Residents comment on justice center projectDecember 22, 2020
By CHRISTINE STEPHENSON
JASPER — The Dubois County Commissioners heard public comment from several residents about the justice center project Monday morning. The commissioners ultimately decided to continue with the construction documents for the judicial center and plan to discuss bids and other details at a later date.
The project, which the commissioners said has been in the works for years, includes improvements to the Dubois County Security Center, a new jail pod and expansion and improvements to the Dubois County Community Corrections Center. The idea of a judicial center, which would include courtrooms and space for the other justice offices, was removed this summer due to cost concerns during the pandemic.
Now that the project is being considered again, the commissioners heard both approval and concern from several downtown merchants and Dubois County Senior Judge William Weikert.
Before the public comment period, Commissioner Chad Blessinger discussed why he thinks the project is a good idea. Some have approached him and asked why the project is being considered now if it’s not an absolute necessity yet. He said there will likely be at least a 3% increase in cost every year.
“The price is never gonna be cheaper than it is today,” he said.
Additionally, Blessinger said several staff members in the courthouse have complained of a lack of space. The judicial center would allow for several offices to move out of the courthouse and have more work space. This would also allow for the remaining offices to have more space.
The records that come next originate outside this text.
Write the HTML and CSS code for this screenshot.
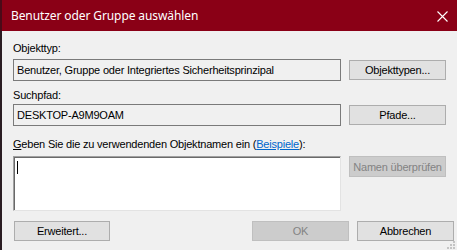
FILE: index.html
```html
<html>
    <head>
        <title>Benutzer oder Gruppe auswählen</title>
        <link rel="stylesheet" href="styles.css">
    </head>
    <body>
        <div class="edge"></div>
        <div class="window">
            <div class="titlebar">
                <span class="title">Benutzer oder Gruppe auswählen</span>
                <svg class="close" width="11" height="11" viewBox="0 0 11 11">
                    <path d="M0.5 0.5 L10.5 10.5 M10.5 0.5 L0.5 10.5" stroke="#fff" stroke-width="1.1" />
                </svg>
            </div>
            <div class="content">
                <div class="label first">Objekttyp:</div>
                <div class="row">
                    <div class="field">Benutzer, Gruppe oder Integriertes Sicherheitsprinzipal</div>
                    <button class="btn">Objekttypen...</button>
                </div>

                <div class="label second">Suchpfad:</div>
                <div class="row">
                    <div class="field">DESKTOP-A9M9OAM</div>
                    <button class="btn">Pfade...</button>
                </div>

                <div class="label third"><u>G</u>eben Sie die zu verwendenden Objektnamen ein (<a href="#">Beispiele</a>):</div>
                <div class="row top">
                    <div class="names"><span class="caret"></span></div>
                    <button class="btn tall" disabled>Namen überprüfen</button>
                </div>

                <div class="row actions">
                    <button class="btn">Erweitert...</button>
                    <div class="spacer"></div>
                    <button class="btn" disabled>OK</button>
                    <button class="btn">Abbrechen</button>
                </div>
            </div>
            <svg class="grip" width="8" height="8" viewBox="0 0 8 8">
                <rect x="6" y="0" width="2" height="2" fill="#c4c4c4" />
                <rect x="3" y="3" width="2" height="2" fill="#c4c4c4" />
                <rect x="6" y="3" width="2" height="2" fill="#c4c4c4" />
                <rect x="0" y="6" width="2" height="2" fill="#c4c4c4" />
                <rect x="3" y="6" width="2" height="2" fill="#c4c4c4" />
                <rect x="6" y="6" width="2" height="2" fill="#c4c4c4" />
            </svg>
        </div>
    </body>
</html>
```

FILE: styles.css
```css
body {
    margin: 0;
    width: 457px;
    height: 250px;
    display: flex;
    overflow: hidden;
    background: #f0f0f0;
    font-family: "Liberation Sans", Arial, sans-serif;
    font-size: 11px;
    letter-spacing: -0.2px;
    color: #000;
}

.edge {
    width: 2px;
    background: linear-gradient(#4a0a18 0, #4a0a18 31px, #2a1c22 31px);
}

.window {
    flex: 1;
    display: flex;
    flex-direction: column;
    position: relative;
}

.titlebar {
    height: 31px;
    background: #8a0016;
    display: flex;
    align-items: center;
    padding-left: 9px;
    padding-right: 9px;
}

.title {
    flex: 1;
    color: #fff;
    font-family: "Noto Sans", "Open Sans", sans-serif;
    font-size: 12px;
    letter-spacing: -0.1px;
}

.close {
    margin-top: 1px;
}

.content {
    padding-left: 11px;
    display: flex;
    flex-direction: column;
}

.label {
    line-height: 13px;
    height: 13px;
}

.first {
    margin-top: 11px;
    margin-bottom: 4px;
}

.second {
    margin-top: 8px;
    margin-bottom: 2px;
}

.third {
    margin-top: 12px;
    margin-bottom: 5px;
}

.label a {
    color: #0066cc;
}

.row {
    display: flex;
    align-items: center;
    gap: 8px;
}

.row.top {
    align-items: flex-start;
}

.field {
    width: 328px;
    height: 22px;
    box-sizing: border-box;
    border: 1px solid #7a7a7a;
    padding-left: 3px;
    line-height: 20px;
    white-space: nowrap;
    overflow: hidden;
}

.btn {
    width: 97px;
    height: 20px;
    box-sizing: border-box;
    border: 1px solid #adadad;
    background: #e1e1e1;
    font-family: "Liberation Sans", Arial, sans-serif;
    font-size: 11px;
    letter-spacing: -0.2px;
    color: #000;
    padding: 0;
}

.btn:disabled {
    background: #cccccc;
    border-color: #bfbfbf;
    color: #838383;
}

.btn.tall {
    height: 21px;
}

.names {
    width: 328px;
    height: 55px;
    box-sizing: border-box;
    background: #fff;
    border-top: 1px solid #a0a0a0;
    border-left: 1px solid #a0a0a0;
    border-right: 1px solid #e3e3e3;
    border-bottom: 1px solid #e3e3e3;
    box-shadow: inset 1px 1px 0 #696969;
    padding: 4px 0 0 3px;
}

.caret {
    display: block;
    width: 1px;
    height: 13px;
    background: #000;
}

.actions {
    margin-top: 10px;
    padding-left: 1px;
}

.actions .btn:first-child {
    width: 96px;
}

.spacer {
    width: 126px;
}

.grip {
    position: absolute;
    right: 2px;
    bottom: 1px;
}
```
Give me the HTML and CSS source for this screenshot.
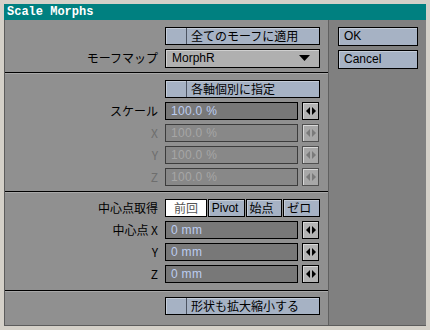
FILE: index.html
```html
<!DOCTYPE html>
<html lang="ja">
<head>
  <meta charset="UTF-8"/>
  <title>Scale Morphs</title>
  <link rel="stylesheet" href="styles.css">
</head>
<body>
  <div class="window">
    <div class="titlebar">Scale Morphs</div>
    <div class="body">
      <!-- Hauptbereich -->
      <div class="main">
        <div class="group g1">
          <div class="row">
            <span class="label"></span>
            <div class="btn check"><span class="box"></span><span class="txt">全てのモーフに適用</span></div>
          </div>
          <div class="row">
            <span class="label">モーフマップ</span>
            <div class="select">
              <span>MorphR</span>
              <svg width="11" height="6" viewBox="0 0 11 6"><polygon points="0,0 11,0 5.5,6" fill="#000"/></svg>
            </div>
          </div>
        </div>

        <div class="group g2">
          <div class="row">
            <span class="label"></span>
            <div class="btn check"><span class="box"></span><span class="txt">各軸個別に指定</span></div>
          </div>
          <div class="row">
            <span class="label">スケール</span>
            <div class="field">100.0 %</div>
            <div class="arrows"><svg width="10" height="8" viewBox="0 0 10 8"><polygon points="4,0 0,4 4,8" /><polygon points="6,0 10,4 6,8" /></svg></div>
          </div>
          <div class="row off">
            <span class="label">X</span>
            <div class="field">100.0 %</div>
            <div class="arrows"><svg width="10" height="8" viewBox="0 0 10 8"><polygon points="4,0 0,4 4,8" /><polygon points="6,0 10,4 6,8" /></svg></div>
          </div>
          <div class="row off">
            <span class="label">Y</span>
            <div class="field">100.0 %</div>
            <div class="arrows"><svg width="10" height="8" viewBox="0 0 10 8"><polygon points="4,0 0,4 4,8" /><polygon points="6,0 10,4 6,8" /></svg></div>
          </div>
          <div class="row off">
            <span class="label">Z</span>
            <div class="field">100.0 %</div>
            <div class="arrows"><svg width="10" height="8" viewBox="0 0 10 8"><polygon points="4,0 0,4 4,8" /><polygon points="6,0 10,4 6,8" /></svg></div>
          </div>
        </div>

        <div class="group g3">
          <div class="row">
            <span class="label">中心点取得</span>
            <div class="segs">
              <span class="seg on">前回</span>
              <span class="seg">Pivot</span>
              <span class="seg">始点</span>
              <span class="seg">ゼロ</span>
            </div>
          </div>
          <div class="row">
            <span class="label">中心点 X</span>
            <div class="field">0 mm</div>
            <div class="arrows"><svg width="10" height="8" viewBox="0 0 10 8"><polygon points="4,0 0,4 4,8" /><polygon points="6,0 10,4 6,8" /></svg></div>
          </div>
          <div class="row">
            <span class="label">Y</span>
            <div class="field">0 mm</div>
            <div class="arrows"><svg width="10" height="8" viewBox="0 0 10 8"><polygon points="4,0 0,4 4,8" /><polygon points="6,0 10,4 6,8" /></svg></div>
          </div>
          <div class="row">
            <span class="label">Z</span>
            <div class="field">0 mm</div>
            <div class="arrows"><svg width="10" height="8" viewBox="0 0 10 8"><polygon points="4,0 0,4 4,8" /><polygon points="6,0 10,4 6,8" /></svg></div>
          </div>
        </div>

        <div class="group g4">
          <div class="row">
            <span class="label"></span>
            <div class="btn check"><span class="box"></span><span class="txt">形状も拡大縮小する</span></div>
          </div>
        </div>
      </div>

      <!-- Seitenleiste -->
      <div class="side">
        <div class="btn plain">OK</div>
        <div class="btn plain">Cancel</div>
      </div>
    </div>
  </div>
</body>
</html>
```

FILE: styles.css
```css
body {
  margin: 0;
  font-family: "Noto Sans CJK JP", "Liberation Sans", sans-serif;
  font-size: 12px;
  background: #d4d0c8;
}

.window {
  width: 430px;
  height: 330px;
  box-sizing: border-box;
  padding: 4px 4px 4px 4px;
  background: #d4d0c8;
  display: flex;
  flex-direction: column;
}
.titlebar {
  height: 16px;
  flex-shrink: 0;
  background: #008080;
  color: #fff;
  font-family: "Liberation Mono", monospace;
  font-weight: bold;
  font-size: 12px;
  line-height: 16px;
  padding-left: 3px;
}
.body {
  flex: 1;
  display: flex;
  border-left: 1px solid #5c5c5c;
  border-bottom: 1px solid #5c5c5c;
}

.main {
  width: 323px;
  background: #909090;
  display: flex;
  flex-direction: column;
}
.side {
  flex: 1;
  background: #808080;
  border-left: 1px solid #606060;
  padding: 7px 0 0 9px;
  display: flex;
  flex-direction: column;
  gap: 4px;
}

.group {
  display: flex;
  flex-direction: column;
  gap: 4px;
  border-bottom: 1px solid #000;
  box-shadow: 0 1px 0 #a8a8a8;
  margin-bottom: 1px;
}
.g1 { padding: 7px 0 5px; }
.g2 { padding: 6px 0 5px; }
.g3 { padding: 6px 0 7px; }
.g4 { padding: 5px 0 0; border-bottom: none; box-shadow: none; }

.row {
  display: flex;
  align-items: center;
  height: 18px;
}
.label {
  width: 153px;
  padding-right: 7px;
  text-align: right;
  color: #000;
  line-height: 18px;
  flex-shrink: 0;
}
.row.off .label { color: #6e6e6e; }

.btn {
  box-sizing: border-box;
  height: 18px;
  background: #a6b2c4;
  border: 1px solid #000;
  box-shadow: inset 1px 1px 0 #c4ccd8;
  color: #000;
  line-height: 16px;
}
.btn.check {
  width: 155px;
  display: flex;
}
.btn .box {
  width: 20px;
  border-right: 1px solid #4c5462;
}
.btn .txt { padding-left: 4px; }
.btn.plain {
  width: 80px;
  height: 19px;
  padding-left: 5px;
  font-family: "Liberation Sans", sans-serif;
}

.select {
  box-sizing: border-box;
  width: 155px;
  height: 19px;
  background: #b0b0b0;
  border: 1px solid #000;
  box-shadow: inset 1px 1px 0 #d0d0d0;
  display: flex;
  align-items: center;
  justify-content: space-between;
  padding: 0 9px 0 6px;
  font-family: "Liberation Sans", sans-serif;
}

.field {
  box-sizing: border-box;
  width: 133px;
  height: 18px;
  background: #787878;
  border: 1px solid #000;
  color: #bccdf2;
  font-family: "Liberation Sans", sans-serif;
  font-size: 12px;
  letter-spacing: 0.3px;
  line-height: 16px;
  padding-left: 5px;
}
.row.off .field {
  background: #888;
  border-color: #3c3c3c;
  color: #a6a6a6;
}
.arrows {
  box-sizing: border-box;
  width: 17px;
  height: 18px;
  margin-left: 4px;
  background: #b4b4b4;
  border: 1px solid #000;
  box-shadow: inset 1px 1px 0 #d8d8d8;
  display: flex;
  align-items: center;
  justify-content: center;
}
.arrows svg { fill: #000; }
.row.off .arrows { background: #a8a8a8; border-color: #505050; }
.row.off .arrows svg { fill: #7a7a7a; }

.segs {
  width: 155px;
  display: flex;
  gap: 1px;
}
.seg {
  box-sizing: border-box;
  flex: 1;
  height: 18px;
  background: #a6b2c4;
  border: 1px solid #000;
  box-shadow: inset 1px 1px 0 #c4ccd8;
  line-height: 16px;
  padding-left: 3px;
}
.seg:nth-child(2) { font-family: "Liberation Sans", sans-serif; }
.seg.on {
  background: #fff;
  box-shadow: none;
  color: #555;
  padding-left: 8px;
}
```
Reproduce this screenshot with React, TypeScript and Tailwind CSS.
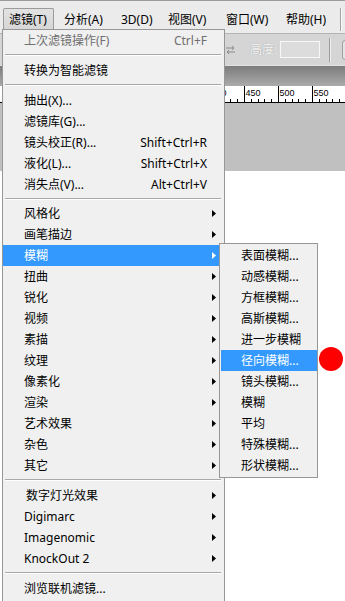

“I just think there’s a lot of ways this would be beneficial, not just for the criminal justice system but for the other offices being left behind, as well,” Blessinger said.
Commissioner Nick Hostetter added that the new building would allow for increased public safety. Currently, when inmates are taken through the courthouse to get to the court, they sometimes use public elevators and intermingle with others in the building.
Hostetter also expressed approval of moving forward with the project despite the circumstances.
“At this point, it’d be silly for us to throw it out just because of COVID,” he said.
Previous concerns raised about the project involve funding and design. The judicial building would only include two courts, although the county may need at least three in the future, Blessinger said. Any taxes that would be used to fund the project, namely an increase in income tax, are already in place. So the county has the revenue for the project even if it is not approved.
Maureen Braun, owner of Finishing Touches, expressed her approval of the project in front of the council, emphasizing the importance of public safety on the Downtown Square. The downtown merchant has occasionally seen inmates in orange jumpsuits being transported on the Square, she said, which can be unsettling.
Joe Buehler, husband of Just Whimsy LLC Owner Donna Buehler, expressed concern that the courthouse will be too empty after the move. The Buehlers and other downtown merchants believe the courthouse is important for the Downtown Square to thrive, he said, and the area cannot afford to have many more empty buildings.
Several offices will remain in the courthouse even with the new building, the commissioners said.
“I assure you, we are not closing or abandoning the courthouse,” Hostetter said.
An attorney reading a statement on behalf of Judge Weikert said several downtown merchants have said they want the courts to stay in the courthouse. Weikert also said the project is unnecessary, his spokesman said.
“Why do we want to build a bigger jail if the current jail is not at capacity?” he asked.
For at least several months out of this year, the jail has not been at capacity, the commissioners agreed. But it has been at capacity in previous years and needs to be prepared for years to come.
“We’re not building for today,” Hostetter said. “We’re building for the future.”
In addition to deciding to move forward with the project’s construction documents, the commissioners appointed three men — Ken Schnaus, Todd Ofer and Gil Eckerle — to form a building corporation board, which will aid the project, Blessinger said.
The commissioners also:
• Approved the reimbursement of $15,369.95 to Dubois County Community Corrections. Director Megan Durlauf said the money is needed because the work-release program participants switched to electronic monitoring from their homes, which cost the program money while paying to maintain all staff members.
• Accepted a bid of $217,887.25 for an ambulance. This includes deducting the trade-in value of an existing vehicle.
• Approved an addendum to a professional property tax contract between Nexus Group and the county assessor. The addendum clarified the rate of services going forward to be $175 per hour.
• Approved custodian Scott Hopf to sell a generator that is no longer in use.
• Heard that Blessinger communicated with Memorial Hospital and Health Care Center and heard that the staff is working hard and that ICU beds are still available.
• Approved a COVID-19 employee policy for 2021. The policy will allow for employees to work remotely, if possible, while quarantining and to get paid using paid time off or workers’ compensation or take unpaid days. “This will allow for people to still get paid and get the work done that the county needs,” Hostetter said.
• Heard from Dubois County Health Department Administrative Director Shawn Werner that the department is planning a 15-minute rapid test site. The department is still determining testing requirements but will likely only allow those experiencing symptoms to receive the rapid test.